Lateral Movement (7/10)
For a 320-pound player, McNeill moves well for his size. He has a good get-off at the line of scrimmage, but it doesn’t translate for the rest of the play. There were a few times where McNeill tracked down the ball carrier.
McNeill is a solid tackler, but he is prone to missing tackles often. He will throw himself at the ball carrier in hopes his momentum will knock them off balance and let the other defenders get to him.
McNeill can play in both 3-4 and 4-3 schemes. In a 3-4, he is a nose tackle and could play as a one and three-tech in a 4-3. McNeill can play all three downs and is a solid pass-rusher along with a great run defender.
McNeill puts forth consistent effort. The problem is that he seems to get gassed fairly easily, which isn’t too big of a concern. While we have mentioned him playing all three downs, he likely won’t at the next level and will need to be rotated fairly often.
The injury sheet appears to be clean for McNeill.

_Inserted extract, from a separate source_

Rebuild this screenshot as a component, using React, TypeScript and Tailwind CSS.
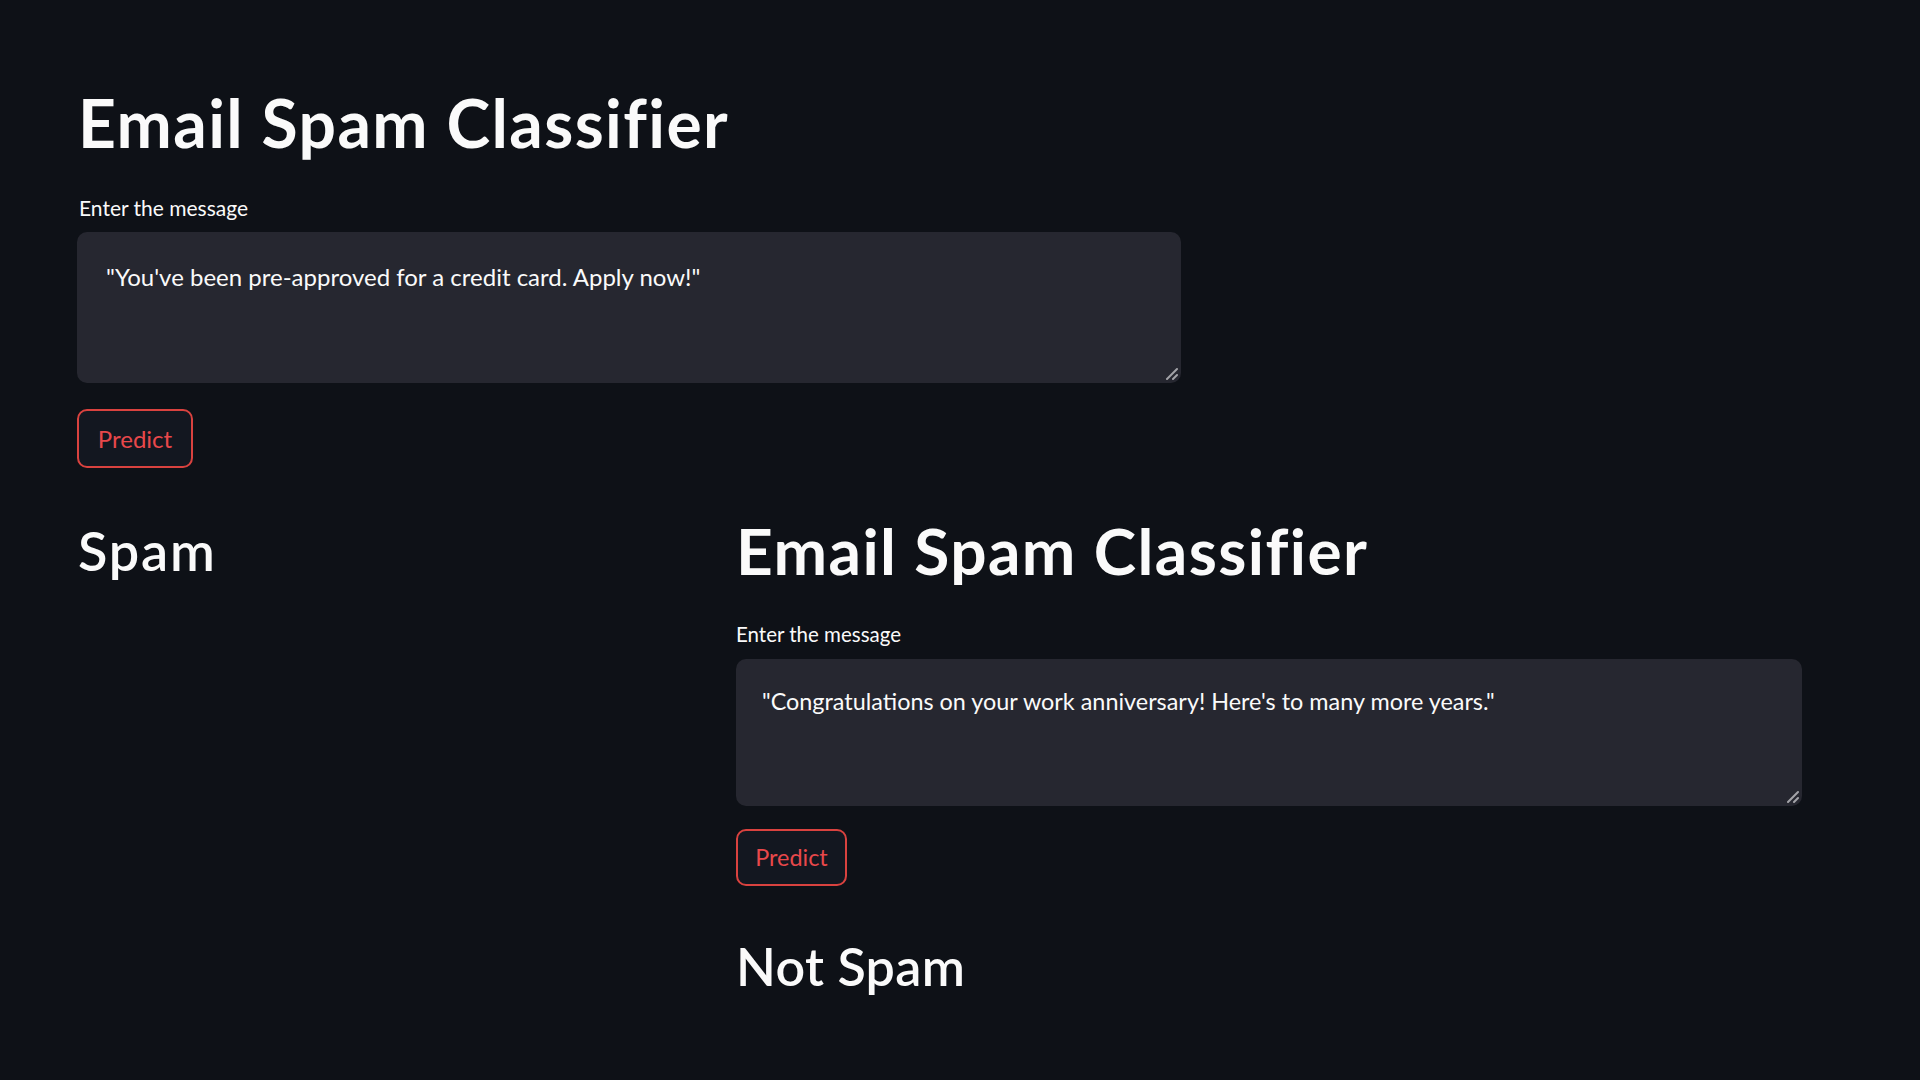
import React from "react";

const Grip = () => (
  <svg
    className="absolute right-[3px] bottom-[3px]"
    width="13"
    height="13"
    viewBox="0 0 13 13"
    fill="none"
  >
    <path d="M2 12 L12 2" stroke="#a3a3a8" strokeWidth="2" strokeLinecap="round" />
    <path d="M8 12 L12 8" stroke="#a3a3a8" strokeWidth="2" strokeLinecap="round" />
  </svg>
);

export default function App() {
  return (
    <div
      className="min-h-screen w-full bg-[#0e1117] text-[#fafafa] overflow-hidden"
      style={{ fontFamily: "Lato, 'Noto Sans', sans-serif" }}
    >
      <div className="pl-[78px] pt-[83px] flex flex-col">
        {/* First app */}
        <h1 className="text-[66px] font-bold leading-[1.2] tracking-[1.4px] text-[#fafafa]">
          Email Spam Classifier
        </h1>
        <label className="mt-[33px] ml-[1px] text-[21px] leading-[1.2] text-[#fafafa]">
          Enter the message
        </label>
        <div className="relative mt-[12px] ml-[-1px] w-[1104px] h-[151px] rounded-[10px] bg-[#262730] pl-[29px] pt-[31px]">
          <p className="text-[24px] leading-[1.2] text-[#fafafa]">
            "You've been pre-approved for a credit card. Apply now!"
          </p>
          <Grip />
        </div>
        <div className="mt-[26px] ml-[-1px]">
          <button className="h-[59px] w-[116px] rounded-[10px] border-2 border-[#d9423f] bg-[#131720] text-[24px] text-[#e8484b] flex items-center justify-center">
            Predict
          </button>
        </div>

        {/* Result row + second app */}
        <div className="mt-[45px] flex items-start">
          <div className="w-[658px] pt-[6px]">
            <h2 className="text-[54px] font-semibold leading-[1.2] tracking-[1.8px] text-[#fafafa]">
              Spam
            </h2>
          </div>
          <div className="flex flex-col">
            <h1 className="text-[64px] font-bold leading-[1.2] tracking-[1.4px] text-[#fafafa]">
              Email Spam Classifier
            </h1>
            <label className="mt-[32px] text-[20.5px] leading-[1.2] text-[#fafafa]">
              Enter the message
            </label>
            <div className="relative mt-[12px] w-[1066px] h-[147px] rounded-[10px] bg-[#262730] pl-[26px] pt-[28px]">
              <p className="text-[23.4px] leading-[1.2] text-[#fafafa]">
                "Congratulations on your work anniversary! Here's to many more years."
              </p>
              <Grip />
            </div>
            <div className="mt-[23px]">
              <button className="h-[57px] w-[111px] rounded-[10px] border-2 border-[#d9423f] bg-[#131720] text-[23.4px] text-[#e8484b] flex items-center justify-center">
                Predict
              </button>
            </div>
            <h2 className="mt-[49px] text-[52px] font-semibold leading-[1.2] tracking-[0.3px] text-[#fafafa]">
              Not Spam
            </h2>
          </div>
        </div>
      </div>
    </div>
  );
}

In a lackluster defensive line class, McNeill is one of the players that should go on day two. He is a powerful defender that has some pass-rush talent as well. McNeill can fit in any scheme and is a versatile prospect that is a mauler and people-mover in the middle of the defensive line. In his first year, McNeill should be relegated as a two-down player while he develops as a pass-rusher.